Analysis vs Algebra: Math Major Career Benefits

[SMA_01]

For a Mathematics major at my school, we can choose an analysis option or algebra option? What's the difference and which is better career-wise? Thanks.

 

[hadsed]

If you don't mind me hijacking your thread just a teeny tiny bit, I'm also wondering about this but with relation to physics.

 

[Sankaku]

For a Mathematics major at my school, we can choose an analysis option or algebra option? What's the difference and which is better career-wise? Thanks.

Many schools will tend to have faculty who specialize in a specific subject and offer upper-level classes in that field. Algebra and Analysis are two of the major branches of Math(s) and your school allows you to specialize and take more of one or the other on your way to a degree. Some schools offer more specializations (Discrete, Differential Equations, Topology, etc.) but purely for career, Statistics would probably be the most marketable. However, if you are going to school just for a career, you probably wouldn't have chosen mathematics...

http://en.wikipedia.org/wiki/Abstract_algebra
http://en.wikipedia.org/wiki/Mathematical_analysis

FYI: Both of these fields are very cool and interlinked with other areas of Mathematics. I would suggest trying some upper level classes before deciding which you like more.

 

[Skrew]

I found Algebra to be boring and useless while analysis to be interesting and useful(undergraduate).

Maybe an applied abstract algebra class would be interesting but the courses I have had in it were boring. The interesting things were skipped over like representation theory, lie groups and symmetry, maybe in an attempt to simplify it but in doing so the courses lost motivation.

 

[yenchin]

Have you taken any of the algebra or analysis course? Maybe take a few and you will have a better feeling which one you like better?

 

[dalcde]

Maybe an applied abstract algebra class would be interesting

I believe that abstract algebra is too abstract to have applications.

 

[micromass]

If you're considering going into research, then both could come in handy.

For pure mathematics, abstract algebra is a must. Almost all of pure mathematics has been algebrized. Current research fields that are very important require a lot of algebraic tools, so knowing abstract algebra is no luxury!

For applied mathematics, you should take analysis. There is active research going on about wavelets, differential equations, dynamical systems,... All of these things require hard analysis. Abstract algebra is quite (but not completely) useless here.


To hadsed: in relation to physics, I would almost certainly choose analysis. It is way more important than abstract algebra. Abstract algebra has it's uses, but I think that a sound knowledge of analysis is more important than algebra...

And to the poster who thinks that abstract algebra does not have applications: you're quite far from the truth. Abstract algebra has many applications. Only one example would be group representation which is supposedly used in quantum physics. Another example is group rings which is used in telephone networks...

 

[zahero_2007]

I believe that abstract algebra is too abstract to have applications.

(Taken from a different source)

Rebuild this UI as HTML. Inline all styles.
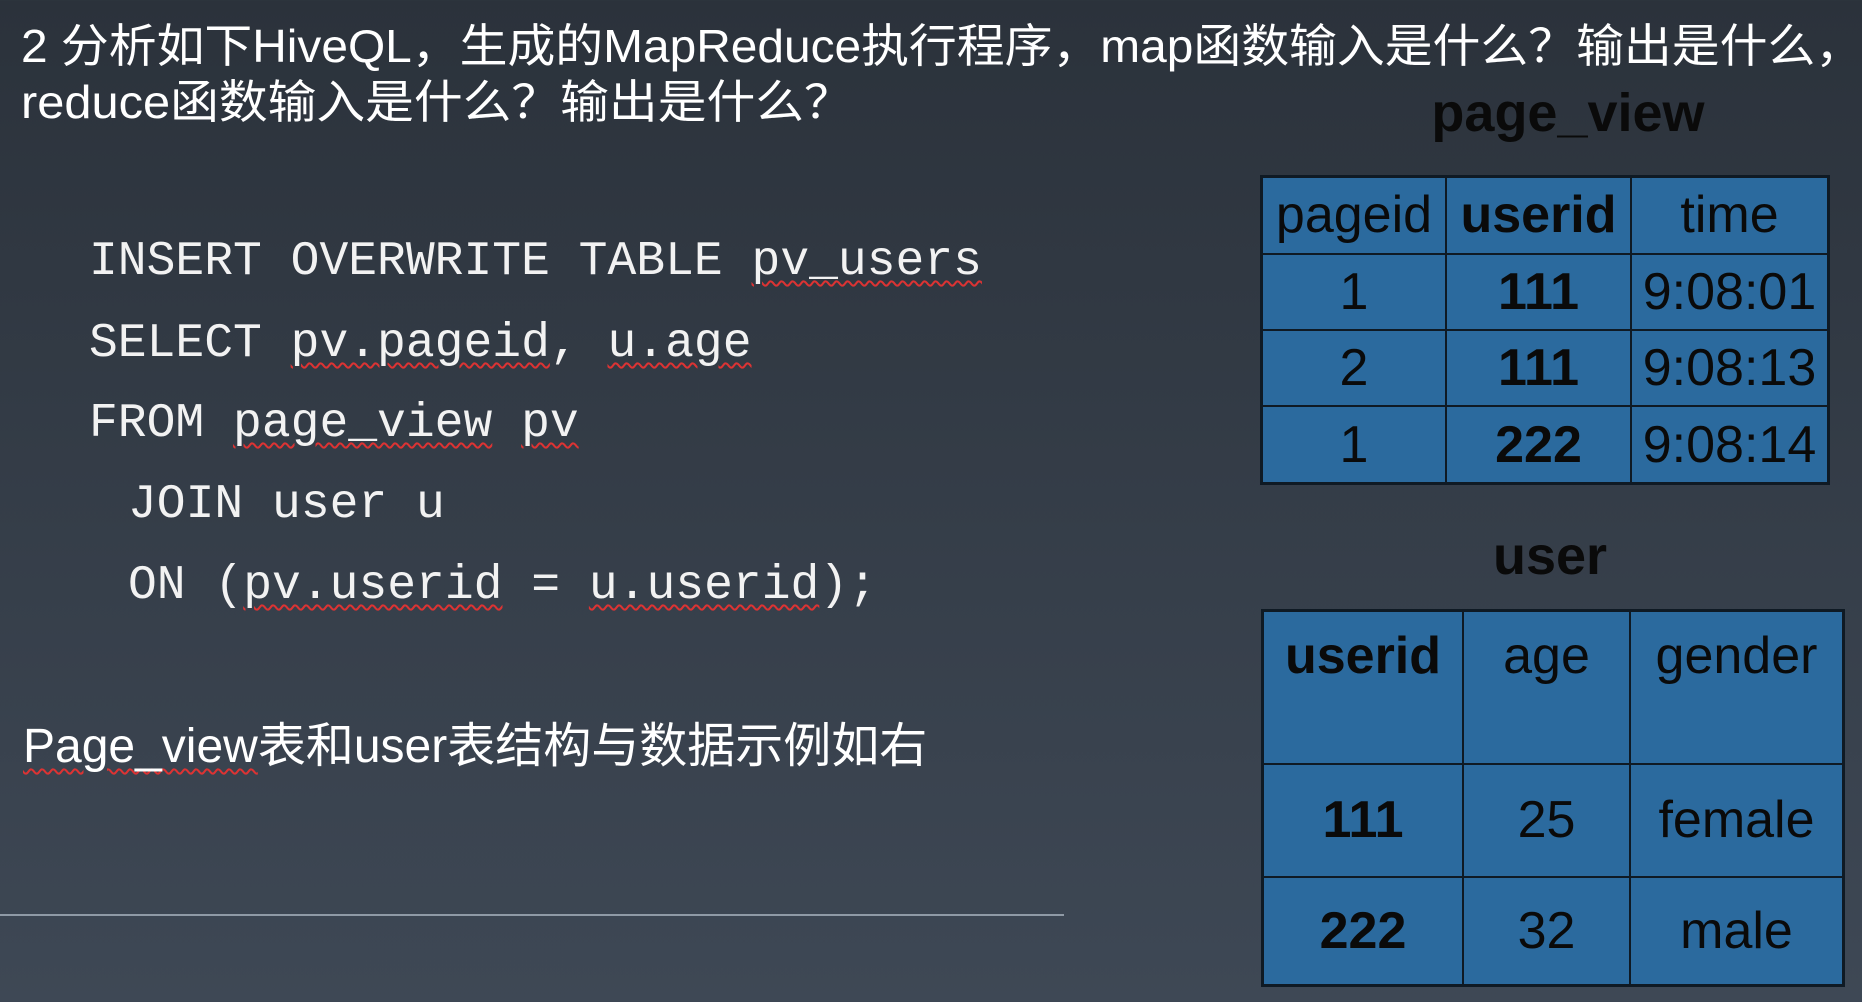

This is frankly wrong , Algebra , Geometry and Topology are the three most important branches in math because they are the way to describe the fundamental forces of nature and particles .

 

[axiomatic7777]

For applied mathematics, you should take analysis. There is active research going on about wavelets, differential equations, dynamical systems,... All of these things require hard analysis. Abstract algebra is quite (but not completely) useless here.

Depends a lots on what you are interested in. For high energy theory, in particular, you will need to know a fair amount of group theory, while analysis is less helpful in comparison.

 

[Skrew]

I think it is wrong to say that an abstract algebra course from a math department at the undergrad level will have any use application wise. I have flipped through books which focus on group theory in physics and chemistry and pretty much nothing in them was covered in the group theory course I have had.

I would say if you want to learn abstract algebra which will be useful for something, buy a book which focuses on it as what you will likely learn as an undergrad won't have any direct applications.

 

[flemmyd]

1. I can't imagine calling yourself a math major and being familiar with only one field. You really should be familiar with both, although you can specialize in one.

2. I've seen plenty of books that say "Group theory for Physicists" or something. I haven't seen anything professing to teach analysis to non-math people.

3. Lots of fields (like chem and physics) use Group theory/other algebra in certain areas, but that doesn't mean you need a huge foundation in algebra to understand how its used in that field.

 

[sutupidmath]

I found Algebra to be boring and useless while analysis to be interesting and useful(undergraduate).

Not to turn this into an argument, but abstract algebra, especially Group and Ring Theory, is extremely useful, especially when you are doing Algebraic Topology: that is the Fundamental Group of a space, and also the Homology Group of a space etc. serve extremely well in describing the space.